There are those who hold that to quibble over matters of taste in the basic necessities of life is an extravagance, that as long as a house keeps out the cold and as long as food keeps off starvation, it matters little what they look like. And indeed for even the sternest ascetic the fact remains that a snowy day is cold, and there is no denying the impulse to accept the services of a heater if it happens to be there in front of one, no matter how cruelly its inelegance may shatter the spell of the day. But it is on occasions like this that I always think how different everything would be if we in the Orient had developed our own science.

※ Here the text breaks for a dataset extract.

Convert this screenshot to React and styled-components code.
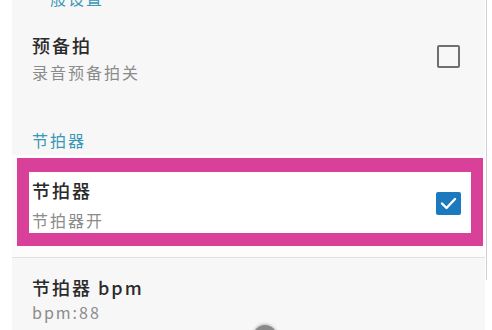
import styled, { createGlobalStyle } from "styled-components";

const GlobalStyle = createGlobalStyle`
    html, body {
        margin: 0;
        padding: 0;
        background: #ffffff;
    }
    #root {
        width: 492px;
        height: 330px;
        overflow: hidden;
    }
`

const Frame = styled.div`
    width: 492px;
    height: 330px;
    display: flex;
    position: relative;
    overflow: hidden;
    font-family: "Noto Sans CJK SC", "Noto Sans", sans-serif;
`

const Gutter = styled.div`
    width: 12px;
    flex-shrink: 0;
    background: #ffffff;
`

const Content = styled.div`
    flex: 1;
    min-width: 0;
    background: #f7f7f7;
    display: flex;
    flex-direction: column;
`

const ScrollTrack = styled.div`
    width: 7px;
    flex-shrink: 0;
    background: #ffffff;
    display: flex;
`

const ScrollLine = styled.div`
    width: 1px;
    height: 280px;
    margin-left: 1px;
    background: #cfcfcf;
`

const SectionHeader = styled.div`
    padding-left: 20px;
    margin-top: ${p => p.$top}px;
    font-size: 16px;
    line-height: 20px;
    letter-spacing: 2px;
    color: #3a98b6;
`

const Row = styled.div`
    display: flex;
    align-items: center;
    padding: ${p => p.$pad};
`

const Texts = styled.div`
    flex: 1;
    display: flex;
    flex-direction: column;
`

const Title = styled.div`
    font-size: 18px;
    line-height: 24px;
    font-weight: 500;
    letter-spacing: 2px;
    color: #2a2a2a;
`

const Subtitle = styled.div`
    margin-top: ${p => p.$gap || 4}px;
    font-size: 16px;
    line-height: 22px;
    letter-spacing: 2px;
    color: #8b8b8b;
`

const SelectedRow = styled.div`
    margin-top: 5px;
    padding: 3px 2px 11px 5px;
    background: #fcfcfc;
    border-bottom: 1px solid #e1e1e1;
`

const Highlight = styled.div`
    border: 12px solid #d8409a;
    border-top-width: 14px;
    border-bottom-width: 13px;
    height: 55px;
    overflow: hidden;
    background: #ffffff;
    display: flex;
    padding: 6px 10px 0 3px;
`

const Box = styled.div`
    width: 19px;
    height: 19px;
    border: 2px solid #6f6f6f;
    border-radius: 2px;
    margin-right: 25px;
    margin-top: ${p => p.$top || 0}px;
`

const CheckedBox = styled.div`
    width: 25px;
    height: 23px;
    border-radius: 2px;
    background: #1c79bd;
    display: flex;
    align-items: center;
    justify-content: center;
    margin-top: 14px;
`

const FloatingDot = styled.div`
    position: absolute;
    left: 253px;
    top: 325px;
    width: 24px;
    height: 24px;
    border-radius: 50%;
    background: #8a8a8a;
    box-shadow: 0 -1px 3px rgba(0, 0, 0, 0.25);
`

const App = () => {
    return (
        <Frame>
            <GlobalStyle />
            <Gutter />
            <Content>
                <SectionHeader $top={-12}>一般设置</SectionHeader>
                <Row $pad="25px 0 0 20px">
                    <Texts>
                        <Title>预备拍</Title>
                        <Subtitle>录音预备拍关</Subtitle>
                    </Texts>
                    <Box $top={-4} />
                </Row>
                <SectionHeader $top={47}>节拍器</SectionHeader>
                <SelectedRow>
                    <Highlight>
                        <Texts>
                            <Title>节拍器</Title>
                            <Subtitle $gap={7}>节拍器开</Subtitle>
                        </Texts>
                        <CheckedBox>
                            <svg width="17" height="13" viewBox="0 0 17 13">
                                <path d="M2 6.5 L6.5 11 L15 2" fill="none" stroke="#ffffff" strokeWidth="2.4" strokeLinecap="round" strokeLinejoin="round" />
                            </svg>
                        </CheckedBox>
                    </Highlight>
                </SelectedRow>
                <Row $pad="17px 0 0 20px">
                    <Texts>
                        <Title>节拍器 bpm</Title>
                        <Subtitle $gap={2}>bpm:88</Subtitle>
                    </Texts>
                </Row>
            </Content>
            <ScrollTrack>
                <ScrollLine />
            </ScrollTrack>
            <FloatingDot />
        </Frame>
    );
};

export default App;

Suppose for instance that we had developed our own physics and chemistry: would not the techniques and industries based on them have taken a different form, would not our myriads of everyday gadgets, our medicines, the products of our industrial art—would they not have suited our national temper better than they do? In fact our conception of physics itself, and even the principles of chemistry, would probably differ from that of Westerners; and the facts we are now taught concerning the nature and function of light, electricity, and atoms might well have presented themselves in different form.

Of course I am only indulging in idle speculation; of scientific matters I know nothing. But ha d we devised independently at least the more practical sorts of inventions, this could not have had profound influence upon the conduct of our everyday lives, and even upon government, religion, art, and business. The Orient quite conceivably could have opened up a world of technology entirely its own.

To take a trivial example near at hand: I wrote a magazine article recently comparing the writing brush with the fountain pen, and in the course of it I remarked that if the device had been invented by the ancient Chinese or Japanese it would surely have had a tufted end like our writing brush. The ink would not have been this bluish color but rather black, something like India ink, and it would have been made to seep down from the handle into the brush. And since we would have then found it inconvenient to write on Western paper, something near Japanese paper—even under mass production, if you will—would have been most in demand. Foreign ink and pen would not be as popular as they are; the talk of discarding our system of writing for Roman letters would be less noisy; people would still feel an affection for the old system. But more than that: our thought and our literature might not be imitating the West as they are, but might have pushed forward into new regions quite on their own. An insignificant little piece of writing equipment, when one thinks of it, has had a vast, almost boundless, influence on our culture.